Economic system created during the 2008 Financial crash

Commercial Paper Funding Facility (CPFF) was a system created by the United States Federal Reserve Board during the 2008 financial crisis to improve liquidity in the short-term funding markets. The CPFF was created on 27 October 2008 and funded a special purpose vehicle (SPV) that purchased three-month unsecured and asset-backed commercial paper (CP) from eligible issuers. This resulted in greater availability of credit for firms doing business. It worked under the aegis of the Federal Reserve Bank of New York where the NY Fed finances the purchase of highly rated unsecured and asset-backed commercial paper from eligible issuers via eligible primary dealers. The facility expired February 1, 2010. The final CP purchased matured on April 26, 2010. All CP notes purchased were repaid in full.

== Explanation ==
The CPFF began operations on October 27, 2008 following the collapse of Lehman Brothers and government bailout of AIG and the global credit freeze that ensued. The CPFF method of short-term funding provided liquidity to U.S. issuers of commercial paper through an SPV, which bought unsecured and asset-backed commercial paper for three-month period from eligible issuers with funds made available by the NY Fed. The commercial paper remained in the custody of the SPV until the CP matured. On maturity, the proceeds from commercial paper and other assets were used to repay the loan that was originally taken from the NY Fed. All purchases of the Commercial Papers by the SPV was done through the New York Fed’s primary dealers. This program lent out a total $738 billion before it was closed. 45 out 81 of the companies participating in this program were foreign firms. Research shows that Troubled Asset Relief Program (TARP) recipients were twice as likely to participate in the program than other commercial paper issuers who did not take advantage of the TARP bailout. The Fed incurred no losses from the CPFF.

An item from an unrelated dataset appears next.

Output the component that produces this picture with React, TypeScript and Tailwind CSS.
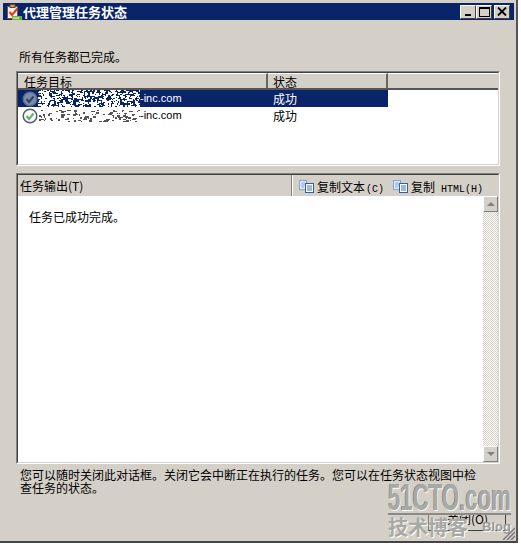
const cjk = { fontFamily: '"Noto Sans CJK SC", "Liberation Sans", sans-serif' };

// cheap seeded random so the blotted hostnames stay the same between runs
const noise = (seed: number, count: number, w: number, h: number) => {
  let s = seed;
  const next = () => {
    s = (s * 9301 + 49297) % 233280;
    return s / 233280;
  };
  return Array.from({ length: count }, () => ({
    x: Math.floor(next() * w),
    y: Math.floor(next() * h),
    w: 1 + Math.floor(next() * 3),
    h: 1 + Math.floor(next() * 2),
  }));
};

const Noise = ({ seed, count, color, height }: { seed: number; count: number; color: string; height: number }) => (
  <svg width="102" height={height} className="shrink-0">
    {noise(seed, count, 102, height).map((r, i) => (
      <rect key={i} x={r.x} y={r.y} width={r.w} height={r.h} fill={color} />
    ))}
  </svg>
);

const AppIcon = () => (
  <svg width="16" height="16" viewBox="0 0 16 16" className="shrink-0">
    <rect x="1.5" y="2.5" width="10" height="12" fill="#f4efe0" stroke="#6a5a50" />
    <rect x="4" y="0.5" width="5" height="3" fill="#c8a060" stroke="#6a4a30" />
    <path d="M3.5 8 L6 11 L11.5 4.5" fill="none" stroke="#d83a20" strokeWidth="2" />
    <rect x="6" y="12" width="10" height="4" fill="#70b040" />
    <path d="M8 13v2M10 13v2M12 13v2" stroke="#fff" />
  </svg>
);

const StatusIcon = ({ selected }: { selected: boolean }) => (
  <svg width="16" height="16" viewBox="0 0 16 16" className="shrink-0">
    <circle cx="8" cy="8" r="6.8" fill={selected ? "#7d8bad" : "#fbfbf8"} stroke={selected ? "#5a6a96" : "#4f5f70"} strokeWidth="1.5" />
    <path d="M4.5 8 L7 11 L11.5 5.5" fill="none" stroke={selected ? "#39435c" : "#6fae78"} strokeWidth="2.2" />
  </svg>
);

const CopyIcon = () => (
  <svg width="15" height="13" viewBox="0 0 15 13" className="shrink-0">
    <rect x="0.5" y="0.5" width="7" height="9" fill="#e6eefb" stroke="#7da3dc" />
    <path d="M2 3h4M2 5h4M2 7h3" stroke="#7da3dc" />
    <rect x="6.5" y="3.5" width="8" height="9" fill="#fff" stroke="#2f5fae" />
    <path d="M8 6h5M8 8h5M8 10h5" stroke="#3f70bd" />
  </svg>
);

const CaptionButton = ({ children, className }: { children: React.ReactNode; className?: string }) => (
  <div className={`flex h-[14px] w-[16px] items-center justify-center border border-t-white border-l-white border-r-[#404040] border-b-[#404040] bg-[#d4d0c8] ${className ?? ""}`}>
    {children}
  </div>
);

const Sunken = ({ className, children }: { className: string; children: React.ReactNode }) => (
  <div className={`border border-t-[#808080] border-l-[#808080] border-r-white border-b-white ${className}`}>
    <div className="flex h-full flex-col border border-t-[#404040] border-l-[#404040] border-r-[#d4d0c8] border-b-[#d4d0c8] bg-white">
      {children}
    </div>
  </div>
);

const HeaderCell = ({ label, className }: { label?: string; className: string }) => (
  <div className={`h-full border-t border-t-white border-r-2 border-r-[#666] text-[12px] leading-[16px] text-black ${className}`}>
    {label}
  </div>
);

const rows = [
  { selected: true, seed: 17, count: 520 },
  { selected: false, seed: 91, count: 110 },
];

const App = () => {
  return (
    <div className="h-[545px] w-[521px] bg-white" style={cjk}>
      <div className="relative flex h-[543px] w-[518px] flex-col border-r-2 border-b-2 border-r-[#555] border-b-[#444] bg-[#d4d0c8] p-[3px]">
        <div className="flex h-[17px] w-[511px] shrink-0 items-center bg-[#0a246a] pr-[3px] pl-[3px]">
          <AppIcon />
          <span className="ml-[1px] text-[13px] leading-[17px] font-bold text-white">代理管理任务状态</span>
          <CaptionButton className="ml-auto">
            <div className="mt-[6px] h-[2px] w-[6px] bg-black" />
          </CaptionButton>
          <CaptionButton>
            <div className="h-[10px] w-[11px] border border-t-2 border-black" />
          </CaptionButton>
          <CaptionButton className="mr-[1px] ml-[2px]">
            <svg width="10" height="9" viewBox="0 0 10 9">
              <path d="M1 0.5 L9 8.5 M9 0.5 L1 8.5" stroke="#000" strokeWidth="1.8" />
            </svg>
          </CaptionButton>
        </div>

        <div className="flex flex-1 flex-col pl-[13px]">
          <div className="mt-[31px] ml-[3px] text-[12px] leading-[12px] text-black">所有任务都已完成。</div>

          <Sunken className="mt-[8px] h-[95px] w-[484px] shrink-0">
            <div className="flex h-[17px] shrink-0 border-b-2 border-b-[#555] bg-[#d4d0c8]">
              <HeaderCell label="任务目标" className="w-[250px] pl-[6px]" />
              <HeaderCell label="状态" className="w-[120px] pl-[5px]" />
              <div className="h-full flex-1 border-t border-t-white" />
            </div>
            {rows.map((row) => (
              <div
                key={row.seed}
                className={`flex h-[17px] w-[370px] shrink-0 items-center pl-[4px] text-[12px] ${row.selected ? "bg-[#0a246a] text-white" : "bg-white text-black"}`}
              >
                <StatusIcon selected={row.selected} />
                <Noise seed={row.seed} count={row.count} color={row.selected ? "#ffffff" : "#555555"} height={row.selected ? 17 : 12} />
                <span className="w-[133px] shrink-0 text-[11px] [font-family:'Liberation_Sans',sans-serif]">-inc.com</span>
                <span className="leading-[17px]">成功</span>
              </div>
            ))}
          </Sunken>

          <Sunken className="mt-[7px] h-[291px] w-[484px] shrink-0">
            <div className="flex h-[21px] shrink-0 items-center bg-[#d4d0c8] text-[12px] text-black">
              <span className="mt-[1px] ml-[2px] w-[271px]">任务输出(T)</span>
              <div className="h-full w-[2px] border-l border-l-[#808080] bg-white" />
              <div className="mt-[2px] ml-[6px]"><CopyIcon /></div>
              <span className="mt-[3px] ml-[3px] whitespace-nowrap">
                复制文本<span className="ml-[1px] text-[10px] [font-family:'Liberation_Mono',monospace]">(C)</span>
              </span>
              <div className="mt-[2px] ml-[9px]"><CopyIcon /></div>
              <span className="mt-[3px] ml-[3px] whitespace-nowrap">
                复制<span className="ml-[6px] text-[10px] [font-family:'Liberation_Mono',monospace]">HTML(H)</span>
              </span>
            </div>
            <div className="flex min-h-0 flex-1">
              <div className="flex-1 pt-[15px] pl-[11px] text-[12px] leading-[12px] text-black">任务已成功完成。</div>
              <div className="flex w-[15px] shrink-0 flex-col">
                <div className="flex h-[16px] items-center justify-center border border-white border-r-[#808080] border-b-[#808080] bg-[#d4d0c8]">
                  <div className="h-0 w-0 border-x-[4px] border-b-[4px] border-x-transparent border-b-[#808080]" />
                </div>
                <div className="flex-1 bg-[repeating-conic-gradient(#d4d0c8_0_25%,#ffffff_0_50%)] bg-[length:2px_2px]" />
                <div className="flex h-[16px] items-center justify-center border border-white border-r-[#808080] border-b-[#808080] bg-[#d4d0c8]">
                  <div className="h-0 w-0 border-x-[4px] border-t-[4px] border-x-transparent border-t-[#808080]" />
                </div>
              </div>
            </div>
          </Sunken>

          <div className="mt-[4px] ml-[4px] w-[462px] text-[12px] leading-[13px] text-black">
            您可以随时关闭此对话框。关闭它会中断正在执行的任务。您可以在任务状态视图中检查任务的状态。
          </div>

          <div className="mt-[19px] ml-[412px] h-[18px] w-[78px] overflow-hidden border-r border-b border-l border-r-[#404040] border-b-[#404040] border-l-[#808080] pl-[18px] text-[12px] leading-[12px] text-black">
            关闭(O)
          </div>
        </div>

        {/* 51CTO watermark lies over the close button */}
        <div className="absolute top-[484px] left-[388px] w-[126px] [font-family:'Liberation_Sans',sans-serif]">
          <div className="origin-left scale-x-[0.6] text-[37px] leading-[28px] font-bold whitespace-nowrap text-[#a8a8a4] [text-shadow:1px_1px_0_#ffffff,-1px_0_0_#777777]">
            51CTO.com
          </div>
          <div className="mt-[1px] h-[2px] w-[123px] bg-[#8a8a88]" />
          <div className="mt-[2px] flex items-center">
            <span className="text-[20px] leading-[20px] font-bold text-[#a8a8a4] [text-shadow:1px_1px_0_#ffffff]" style={cjk}>技术博客</span>
            <span className="ml-[14px] text-[13px] leading-[14px] font-bold text-[#999995] [text-shadow:1px_1px_0_#ffffff]">Blog</span>
          </div>
        </div>

        <svg width="13" height="13" viewBox="0 0 13 13" className="absolute right-[1px] bottom-[1px]">
          <path d="M13 1 L1 13 M13 5 L5 13 M13 9 L9 13" stroke="#777" strokeWidth="1.4" />
        </svg>
      </div>
    </div>
  );
};

export default App;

This program was created at the same time that the Federal Deposit Insurance Corporation implemented the Temporary Liquidity Guarantee Program to increase liquidity in inter-bank lending.

== Eligibility ==
Only "Active" U.S. issuers of commercial paper (including those with a foreign parent), were eligible to sell commercial paper to the SPV. Active was defined as having at least three consecutive months of commercial paper outstanding during the period starting January 1, 2008 through August 31, 2008.

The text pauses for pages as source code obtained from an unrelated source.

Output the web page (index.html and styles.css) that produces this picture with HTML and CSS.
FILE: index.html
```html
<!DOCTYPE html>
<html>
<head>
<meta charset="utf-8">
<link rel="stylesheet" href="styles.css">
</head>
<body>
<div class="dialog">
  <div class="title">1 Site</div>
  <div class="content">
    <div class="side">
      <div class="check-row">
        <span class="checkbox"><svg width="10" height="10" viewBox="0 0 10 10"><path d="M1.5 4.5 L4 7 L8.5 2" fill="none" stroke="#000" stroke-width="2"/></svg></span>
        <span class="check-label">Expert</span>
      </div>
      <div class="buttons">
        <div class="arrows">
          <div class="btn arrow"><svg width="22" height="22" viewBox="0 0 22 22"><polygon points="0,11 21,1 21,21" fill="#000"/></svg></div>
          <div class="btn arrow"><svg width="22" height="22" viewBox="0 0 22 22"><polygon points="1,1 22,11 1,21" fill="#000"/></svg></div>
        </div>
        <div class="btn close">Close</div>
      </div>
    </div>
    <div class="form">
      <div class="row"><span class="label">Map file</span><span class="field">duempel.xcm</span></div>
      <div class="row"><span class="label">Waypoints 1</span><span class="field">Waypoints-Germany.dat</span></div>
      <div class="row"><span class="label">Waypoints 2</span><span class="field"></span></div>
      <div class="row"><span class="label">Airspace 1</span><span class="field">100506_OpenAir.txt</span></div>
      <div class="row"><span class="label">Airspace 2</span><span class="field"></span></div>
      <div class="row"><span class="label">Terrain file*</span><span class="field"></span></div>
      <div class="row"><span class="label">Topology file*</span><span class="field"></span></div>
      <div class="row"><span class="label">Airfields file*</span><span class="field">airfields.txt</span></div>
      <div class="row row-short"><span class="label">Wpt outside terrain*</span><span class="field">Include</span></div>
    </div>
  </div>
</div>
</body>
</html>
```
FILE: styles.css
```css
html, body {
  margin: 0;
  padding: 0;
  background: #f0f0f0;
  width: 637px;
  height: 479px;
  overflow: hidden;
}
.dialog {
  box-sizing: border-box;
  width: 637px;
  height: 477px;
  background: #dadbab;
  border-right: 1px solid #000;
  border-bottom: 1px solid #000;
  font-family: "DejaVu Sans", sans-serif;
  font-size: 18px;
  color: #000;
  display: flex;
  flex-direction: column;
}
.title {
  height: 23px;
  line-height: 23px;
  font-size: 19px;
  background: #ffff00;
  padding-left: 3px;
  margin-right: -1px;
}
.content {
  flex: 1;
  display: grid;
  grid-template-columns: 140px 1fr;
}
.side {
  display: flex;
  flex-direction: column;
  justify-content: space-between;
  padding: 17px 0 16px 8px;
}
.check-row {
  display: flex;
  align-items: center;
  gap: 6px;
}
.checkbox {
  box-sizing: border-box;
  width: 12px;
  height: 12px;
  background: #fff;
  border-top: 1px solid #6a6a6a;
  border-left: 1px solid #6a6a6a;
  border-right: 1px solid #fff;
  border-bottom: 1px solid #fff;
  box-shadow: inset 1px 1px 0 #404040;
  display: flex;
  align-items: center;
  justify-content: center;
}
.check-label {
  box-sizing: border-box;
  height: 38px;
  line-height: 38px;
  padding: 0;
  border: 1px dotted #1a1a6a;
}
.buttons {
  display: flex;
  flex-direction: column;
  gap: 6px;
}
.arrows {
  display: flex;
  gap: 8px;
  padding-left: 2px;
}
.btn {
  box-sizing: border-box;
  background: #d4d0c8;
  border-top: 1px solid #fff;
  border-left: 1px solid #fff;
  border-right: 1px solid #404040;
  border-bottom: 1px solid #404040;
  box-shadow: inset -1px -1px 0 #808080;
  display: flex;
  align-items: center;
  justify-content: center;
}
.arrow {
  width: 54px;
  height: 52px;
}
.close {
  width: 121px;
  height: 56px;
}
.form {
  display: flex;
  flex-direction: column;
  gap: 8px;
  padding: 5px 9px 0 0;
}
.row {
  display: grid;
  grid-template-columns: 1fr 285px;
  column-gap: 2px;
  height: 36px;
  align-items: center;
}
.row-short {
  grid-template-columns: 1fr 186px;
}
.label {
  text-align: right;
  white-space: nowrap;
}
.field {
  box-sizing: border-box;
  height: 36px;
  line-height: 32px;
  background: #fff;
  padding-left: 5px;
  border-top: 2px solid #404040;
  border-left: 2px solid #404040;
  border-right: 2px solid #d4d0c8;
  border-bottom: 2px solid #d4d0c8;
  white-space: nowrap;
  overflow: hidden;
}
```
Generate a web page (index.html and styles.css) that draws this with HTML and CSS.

The commercial paper had to be rated at least A-1/P-1/F1 by a major nationally recognized statistical rating organization (NRSRO) and, if rated by multiple major NRSROs, must have been rated at least A-1/P-1/F1 by two or more major NRSROs.

As part of the application process to be eligible for this program issuers had to pay a 10 basis point (0.1%) fee based on their maximum CP balance during the active period mentioned above.